_Description of the task_
Count how many lines mention the word "styles". Write that number alone.

START

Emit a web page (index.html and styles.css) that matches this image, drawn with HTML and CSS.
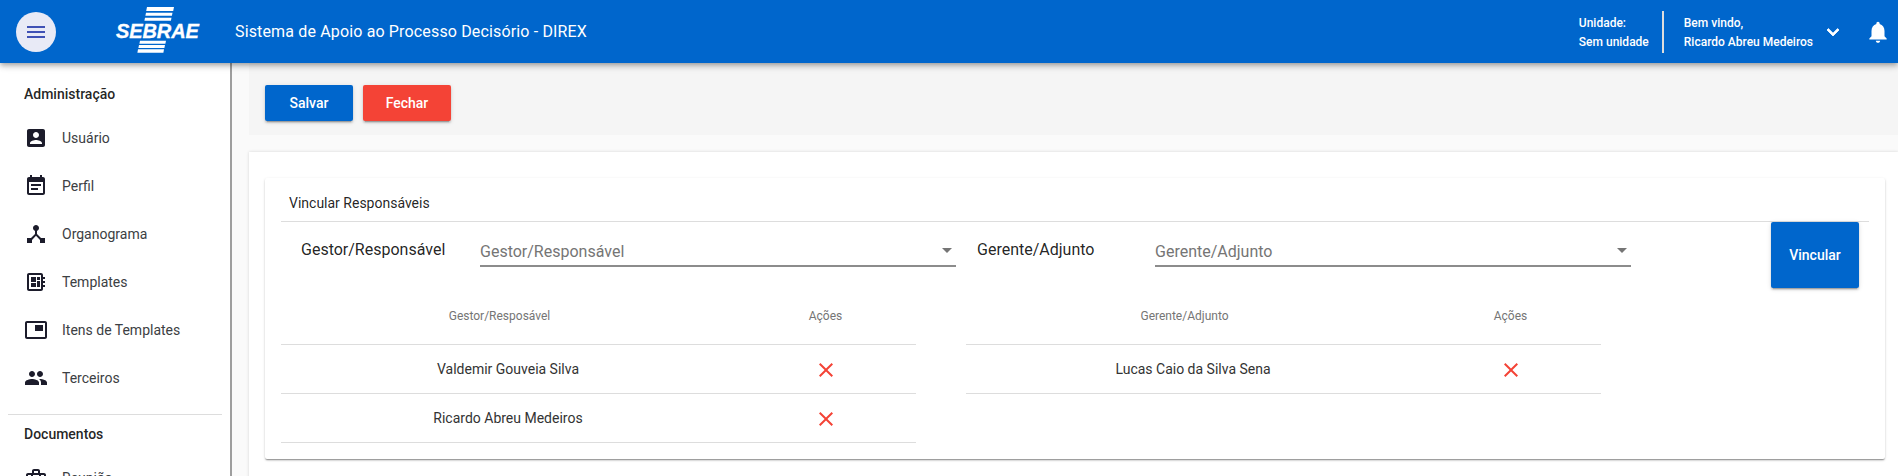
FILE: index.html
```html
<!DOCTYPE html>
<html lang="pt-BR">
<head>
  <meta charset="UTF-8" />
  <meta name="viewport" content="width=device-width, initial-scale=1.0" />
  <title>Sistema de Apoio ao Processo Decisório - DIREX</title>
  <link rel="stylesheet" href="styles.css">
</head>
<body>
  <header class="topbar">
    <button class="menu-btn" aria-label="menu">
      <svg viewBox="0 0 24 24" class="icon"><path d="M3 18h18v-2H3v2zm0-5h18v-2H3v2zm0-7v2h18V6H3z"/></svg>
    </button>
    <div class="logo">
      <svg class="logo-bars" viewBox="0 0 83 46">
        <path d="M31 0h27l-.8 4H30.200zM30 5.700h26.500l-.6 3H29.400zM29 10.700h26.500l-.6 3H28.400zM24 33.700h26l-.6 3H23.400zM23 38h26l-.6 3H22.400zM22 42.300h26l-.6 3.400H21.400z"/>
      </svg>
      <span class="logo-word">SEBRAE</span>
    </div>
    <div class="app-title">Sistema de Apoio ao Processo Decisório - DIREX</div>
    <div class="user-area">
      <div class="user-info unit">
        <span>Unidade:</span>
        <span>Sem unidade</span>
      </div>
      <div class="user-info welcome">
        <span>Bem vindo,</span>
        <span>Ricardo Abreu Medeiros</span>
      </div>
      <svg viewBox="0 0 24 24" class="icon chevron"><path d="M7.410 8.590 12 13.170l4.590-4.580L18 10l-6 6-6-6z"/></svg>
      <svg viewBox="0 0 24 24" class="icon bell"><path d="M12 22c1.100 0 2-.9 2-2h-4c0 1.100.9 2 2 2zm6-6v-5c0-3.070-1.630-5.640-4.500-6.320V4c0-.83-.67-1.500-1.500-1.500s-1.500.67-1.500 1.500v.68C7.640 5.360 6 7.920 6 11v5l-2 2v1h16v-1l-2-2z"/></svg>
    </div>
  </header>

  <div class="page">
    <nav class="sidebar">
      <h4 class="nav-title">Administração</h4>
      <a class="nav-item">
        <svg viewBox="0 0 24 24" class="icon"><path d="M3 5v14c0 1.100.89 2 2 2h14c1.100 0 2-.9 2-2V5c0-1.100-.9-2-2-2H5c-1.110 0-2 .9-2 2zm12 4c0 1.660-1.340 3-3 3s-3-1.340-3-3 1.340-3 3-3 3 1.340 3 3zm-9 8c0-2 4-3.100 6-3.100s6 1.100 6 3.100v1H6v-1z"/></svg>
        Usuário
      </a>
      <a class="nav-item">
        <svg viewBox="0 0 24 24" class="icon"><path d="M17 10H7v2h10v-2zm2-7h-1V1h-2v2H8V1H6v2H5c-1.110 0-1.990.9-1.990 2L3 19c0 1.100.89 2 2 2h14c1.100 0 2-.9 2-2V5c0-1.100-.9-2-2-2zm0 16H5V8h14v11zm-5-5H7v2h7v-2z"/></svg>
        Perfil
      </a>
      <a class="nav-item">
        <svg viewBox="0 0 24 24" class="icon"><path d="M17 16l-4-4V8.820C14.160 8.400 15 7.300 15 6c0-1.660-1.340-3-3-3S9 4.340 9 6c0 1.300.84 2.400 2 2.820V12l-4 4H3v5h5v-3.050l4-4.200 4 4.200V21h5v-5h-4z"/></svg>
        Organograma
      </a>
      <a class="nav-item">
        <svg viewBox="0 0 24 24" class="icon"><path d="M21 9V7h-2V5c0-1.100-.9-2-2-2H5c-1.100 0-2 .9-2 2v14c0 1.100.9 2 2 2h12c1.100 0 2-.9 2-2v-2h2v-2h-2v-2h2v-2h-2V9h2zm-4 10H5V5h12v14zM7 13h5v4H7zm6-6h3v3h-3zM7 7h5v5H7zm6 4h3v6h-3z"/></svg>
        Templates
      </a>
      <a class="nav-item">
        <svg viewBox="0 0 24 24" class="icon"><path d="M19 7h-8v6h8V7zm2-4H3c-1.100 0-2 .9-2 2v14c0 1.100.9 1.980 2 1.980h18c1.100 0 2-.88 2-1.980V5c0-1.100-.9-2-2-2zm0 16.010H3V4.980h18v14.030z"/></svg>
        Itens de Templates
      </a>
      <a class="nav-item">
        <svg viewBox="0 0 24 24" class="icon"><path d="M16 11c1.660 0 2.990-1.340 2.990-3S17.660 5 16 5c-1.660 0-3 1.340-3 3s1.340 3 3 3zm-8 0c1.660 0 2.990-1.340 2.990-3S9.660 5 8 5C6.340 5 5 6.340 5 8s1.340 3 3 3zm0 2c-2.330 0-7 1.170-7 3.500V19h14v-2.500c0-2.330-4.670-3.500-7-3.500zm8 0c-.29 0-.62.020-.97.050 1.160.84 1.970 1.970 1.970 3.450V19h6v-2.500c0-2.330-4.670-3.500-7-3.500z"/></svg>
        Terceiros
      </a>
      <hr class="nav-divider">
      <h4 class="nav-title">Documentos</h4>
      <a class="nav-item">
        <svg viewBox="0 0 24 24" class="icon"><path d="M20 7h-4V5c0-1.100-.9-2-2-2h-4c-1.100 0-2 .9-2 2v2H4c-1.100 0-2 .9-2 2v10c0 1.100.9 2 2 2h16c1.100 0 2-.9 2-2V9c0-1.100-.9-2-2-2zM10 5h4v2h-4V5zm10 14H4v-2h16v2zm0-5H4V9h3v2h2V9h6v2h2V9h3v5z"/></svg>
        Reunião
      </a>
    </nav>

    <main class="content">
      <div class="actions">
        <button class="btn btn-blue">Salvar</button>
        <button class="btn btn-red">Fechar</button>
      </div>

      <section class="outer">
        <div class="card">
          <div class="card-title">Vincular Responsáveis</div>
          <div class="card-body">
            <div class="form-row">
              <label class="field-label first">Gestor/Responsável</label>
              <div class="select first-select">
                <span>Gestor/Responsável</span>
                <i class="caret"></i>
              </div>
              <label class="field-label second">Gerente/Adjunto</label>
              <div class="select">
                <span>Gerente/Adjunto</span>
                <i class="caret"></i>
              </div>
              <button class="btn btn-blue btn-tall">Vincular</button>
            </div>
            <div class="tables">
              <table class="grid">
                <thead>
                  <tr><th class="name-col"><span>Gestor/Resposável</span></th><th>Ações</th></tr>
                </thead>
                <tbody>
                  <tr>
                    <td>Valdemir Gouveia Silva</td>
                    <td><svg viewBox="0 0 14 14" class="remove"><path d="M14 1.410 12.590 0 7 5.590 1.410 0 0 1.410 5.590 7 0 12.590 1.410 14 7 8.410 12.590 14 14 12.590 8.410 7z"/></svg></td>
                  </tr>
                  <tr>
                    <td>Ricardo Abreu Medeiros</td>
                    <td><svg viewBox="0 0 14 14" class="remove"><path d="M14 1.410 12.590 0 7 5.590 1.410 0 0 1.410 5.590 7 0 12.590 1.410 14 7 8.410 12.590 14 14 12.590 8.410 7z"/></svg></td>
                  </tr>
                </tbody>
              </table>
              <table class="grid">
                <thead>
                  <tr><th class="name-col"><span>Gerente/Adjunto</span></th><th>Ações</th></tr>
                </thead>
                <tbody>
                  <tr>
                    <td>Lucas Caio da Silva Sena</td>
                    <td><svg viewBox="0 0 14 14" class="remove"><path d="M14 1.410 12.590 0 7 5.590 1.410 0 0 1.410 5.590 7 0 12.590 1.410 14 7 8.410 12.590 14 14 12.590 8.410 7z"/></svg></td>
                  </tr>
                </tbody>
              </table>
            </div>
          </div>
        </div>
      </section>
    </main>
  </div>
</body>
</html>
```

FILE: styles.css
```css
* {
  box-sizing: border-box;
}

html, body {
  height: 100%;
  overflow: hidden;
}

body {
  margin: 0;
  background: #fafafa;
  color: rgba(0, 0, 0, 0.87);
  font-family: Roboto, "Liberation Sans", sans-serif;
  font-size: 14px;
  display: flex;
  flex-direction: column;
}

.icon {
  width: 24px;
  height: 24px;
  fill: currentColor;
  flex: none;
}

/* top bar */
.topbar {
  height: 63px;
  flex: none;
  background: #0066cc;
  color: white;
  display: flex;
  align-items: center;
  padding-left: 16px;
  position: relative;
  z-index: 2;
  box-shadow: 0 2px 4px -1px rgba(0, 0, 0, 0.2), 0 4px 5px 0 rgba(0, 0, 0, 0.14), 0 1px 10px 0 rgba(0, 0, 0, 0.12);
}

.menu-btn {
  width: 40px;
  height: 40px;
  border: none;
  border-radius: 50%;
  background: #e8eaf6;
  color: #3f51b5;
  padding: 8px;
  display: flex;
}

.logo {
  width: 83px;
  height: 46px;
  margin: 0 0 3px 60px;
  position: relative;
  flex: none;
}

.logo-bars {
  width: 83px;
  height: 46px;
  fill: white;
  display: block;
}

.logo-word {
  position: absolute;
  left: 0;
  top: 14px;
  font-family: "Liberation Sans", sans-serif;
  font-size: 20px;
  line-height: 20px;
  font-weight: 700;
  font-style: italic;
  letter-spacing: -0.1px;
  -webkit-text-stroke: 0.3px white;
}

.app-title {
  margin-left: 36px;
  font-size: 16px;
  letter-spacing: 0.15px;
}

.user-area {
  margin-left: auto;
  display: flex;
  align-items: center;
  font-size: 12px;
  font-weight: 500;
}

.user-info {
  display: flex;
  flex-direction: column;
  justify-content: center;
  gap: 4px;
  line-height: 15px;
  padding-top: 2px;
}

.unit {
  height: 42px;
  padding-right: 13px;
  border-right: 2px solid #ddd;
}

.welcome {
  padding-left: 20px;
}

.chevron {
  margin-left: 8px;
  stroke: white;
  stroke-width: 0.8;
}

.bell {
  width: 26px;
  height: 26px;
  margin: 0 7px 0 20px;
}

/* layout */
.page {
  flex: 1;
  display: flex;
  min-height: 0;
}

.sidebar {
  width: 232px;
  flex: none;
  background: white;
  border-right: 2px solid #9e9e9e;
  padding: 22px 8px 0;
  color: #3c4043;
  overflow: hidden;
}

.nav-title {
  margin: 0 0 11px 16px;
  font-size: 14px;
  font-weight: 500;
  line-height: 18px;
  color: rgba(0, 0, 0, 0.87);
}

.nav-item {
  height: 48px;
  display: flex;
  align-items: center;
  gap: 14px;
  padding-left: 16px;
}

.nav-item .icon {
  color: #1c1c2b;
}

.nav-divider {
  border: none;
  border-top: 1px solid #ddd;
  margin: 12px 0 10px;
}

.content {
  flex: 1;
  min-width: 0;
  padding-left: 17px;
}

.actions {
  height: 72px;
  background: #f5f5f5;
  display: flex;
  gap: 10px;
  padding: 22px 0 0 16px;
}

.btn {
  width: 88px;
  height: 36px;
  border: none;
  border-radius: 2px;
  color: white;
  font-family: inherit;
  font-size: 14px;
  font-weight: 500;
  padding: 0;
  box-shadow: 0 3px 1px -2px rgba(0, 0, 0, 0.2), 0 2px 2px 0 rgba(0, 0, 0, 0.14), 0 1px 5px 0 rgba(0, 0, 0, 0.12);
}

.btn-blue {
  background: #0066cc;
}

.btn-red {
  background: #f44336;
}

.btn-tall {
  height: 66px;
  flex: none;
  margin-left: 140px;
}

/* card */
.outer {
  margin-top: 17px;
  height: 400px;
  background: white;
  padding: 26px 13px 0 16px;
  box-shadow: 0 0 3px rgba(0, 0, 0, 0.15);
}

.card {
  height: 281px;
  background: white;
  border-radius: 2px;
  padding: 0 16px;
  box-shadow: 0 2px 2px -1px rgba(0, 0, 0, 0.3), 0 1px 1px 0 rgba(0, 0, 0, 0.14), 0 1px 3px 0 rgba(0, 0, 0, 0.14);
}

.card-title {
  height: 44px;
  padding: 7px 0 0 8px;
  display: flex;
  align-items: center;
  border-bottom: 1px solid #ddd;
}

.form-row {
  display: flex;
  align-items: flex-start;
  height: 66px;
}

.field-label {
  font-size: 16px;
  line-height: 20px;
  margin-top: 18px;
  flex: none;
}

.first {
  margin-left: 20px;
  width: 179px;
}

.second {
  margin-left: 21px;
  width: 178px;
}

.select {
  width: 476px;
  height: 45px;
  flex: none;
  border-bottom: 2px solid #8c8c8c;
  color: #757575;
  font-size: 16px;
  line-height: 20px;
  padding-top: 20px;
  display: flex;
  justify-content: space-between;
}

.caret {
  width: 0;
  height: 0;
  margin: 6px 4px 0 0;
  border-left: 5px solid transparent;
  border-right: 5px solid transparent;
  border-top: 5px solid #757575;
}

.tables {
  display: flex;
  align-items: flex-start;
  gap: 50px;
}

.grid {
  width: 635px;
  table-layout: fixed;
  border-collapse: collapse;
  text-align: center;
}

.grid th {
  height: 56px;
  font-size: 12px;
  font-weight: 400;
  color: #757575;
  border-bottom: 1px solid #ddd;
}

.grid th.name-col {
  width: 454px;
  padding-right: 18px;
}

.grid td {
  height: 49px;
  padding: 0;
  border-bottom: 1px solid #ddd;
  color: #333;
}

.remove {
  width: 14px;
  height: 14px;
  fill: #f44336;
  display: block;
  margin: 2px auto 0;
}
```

END

_Exercise answer_
3